When the pressure within the annular passage 80 is at or below approximately 60 psi, the liquid carbon dioxide contained therein may convert to dry ice. Dry ice, which has a temperature of −109° F., is damaging to the O-ring seals. Accordingly, the relief valve 100 pressure setting allows the pressure in the annular passage to rise above 60 psi so as to prevent dry ice formation therein.
To summarize, the pressure sensor switch 94 and relief valve 100 cooperate to provide a signal when leakage of the primary O-ring seal (76 in FIGS. 4-6) occurs and allow the pressure within the annular space to rise to approximately 70-90 psi before venting. The latter prevents the formation of dry ice in the annular passage and prevents leakage of the secondary O-ring seal (78 in FIGS. 4-6) due to excessive pressure in the annular passage.
It is to be understood that the utility of the high pressure chamber door seal with leak detection system of the present invention is not limited to liquid carbon dioxide dry cleaning systems. For example, the invention could find use with cleaning chambers that utilize alternative solvents at high pressures to clean items other than fabrics. Indeed, the invention could be used to seal any high pressure chamber with an interior that must be accessed. It should also be understood that while a chamber with a vertical opening is illustrated and described above, the arrangement of the present invention could be utilized with a chamber that features a horizontal opening. Such chambers are typically featured by systems for degreasing mechanical parts or cleaning electrical components. The present invention may also be utilized with chambers that feature openings that are not round.

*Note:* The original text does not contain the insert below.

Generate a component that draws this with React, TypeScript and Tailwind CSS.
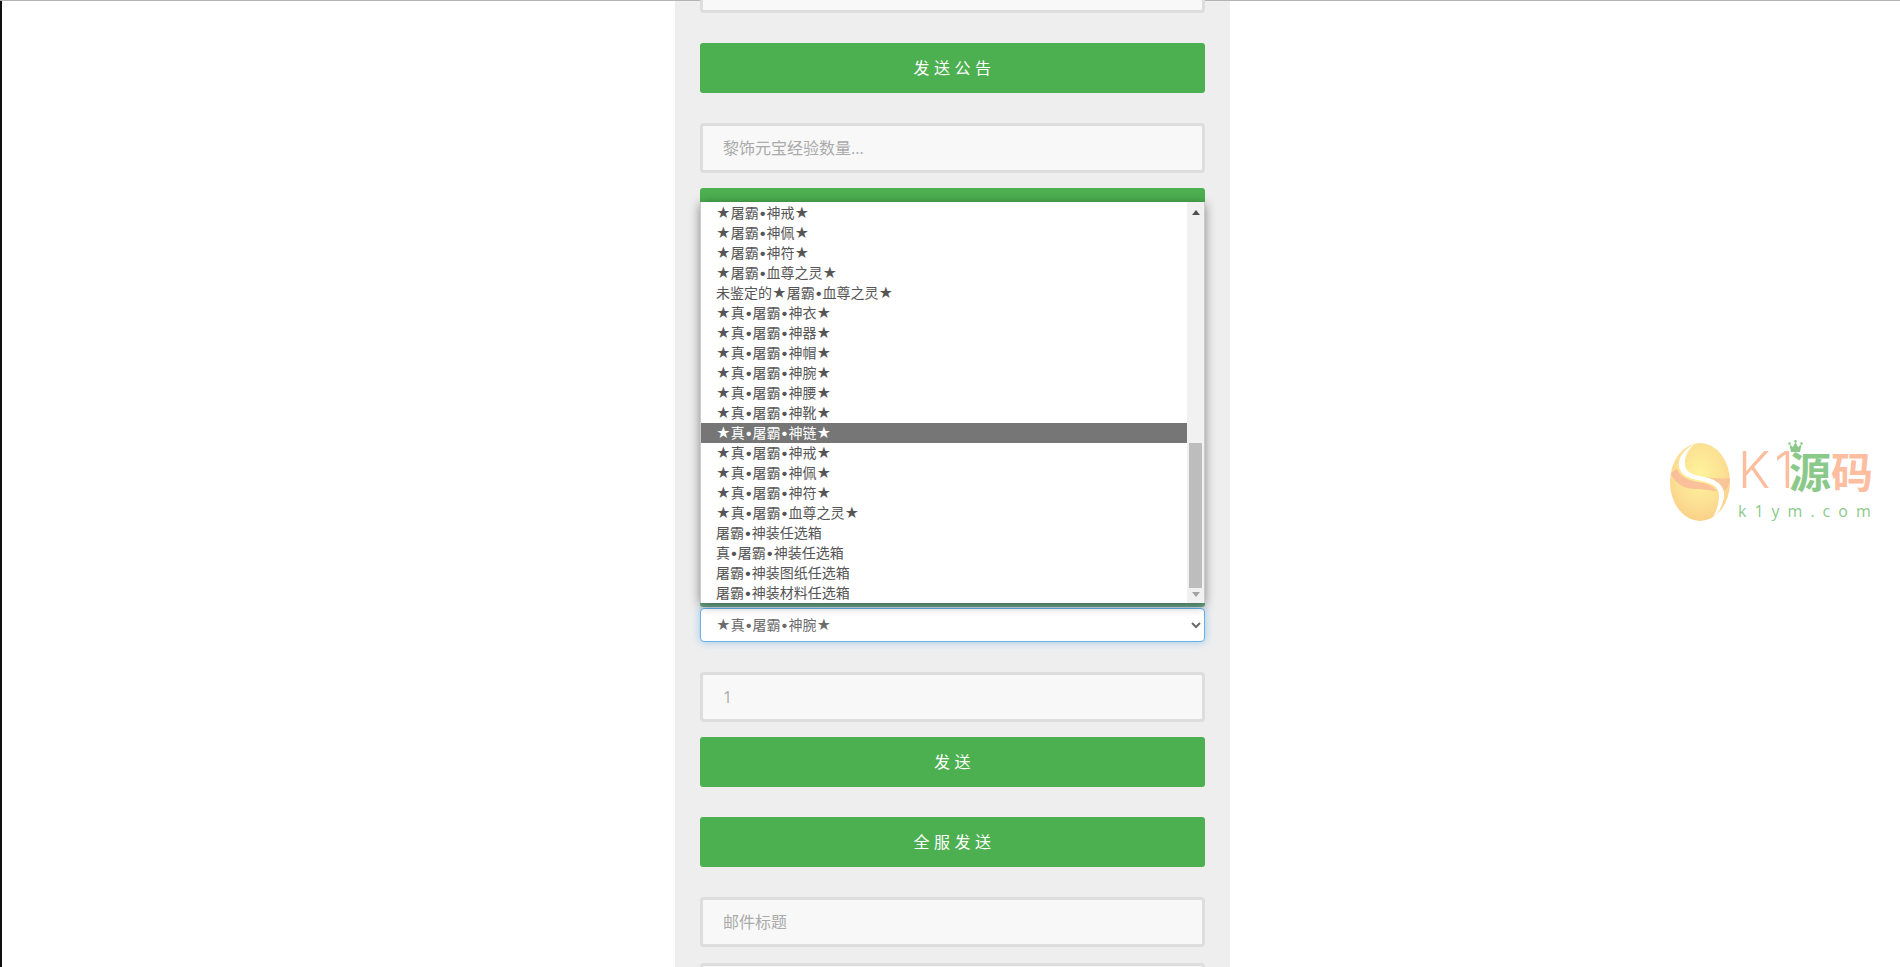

It is to be understood that the pressures and temperatures presented above are for example purposes only and that they are in no way intended to limit the scope of the invention. Furthermore, while the preferred embodiments of the invention have been shown and described, it will be apparent to those skilled in the art that changes and modifications may be made therein without departing from the spirit of the invention, the scope of which is defined by the appended claims.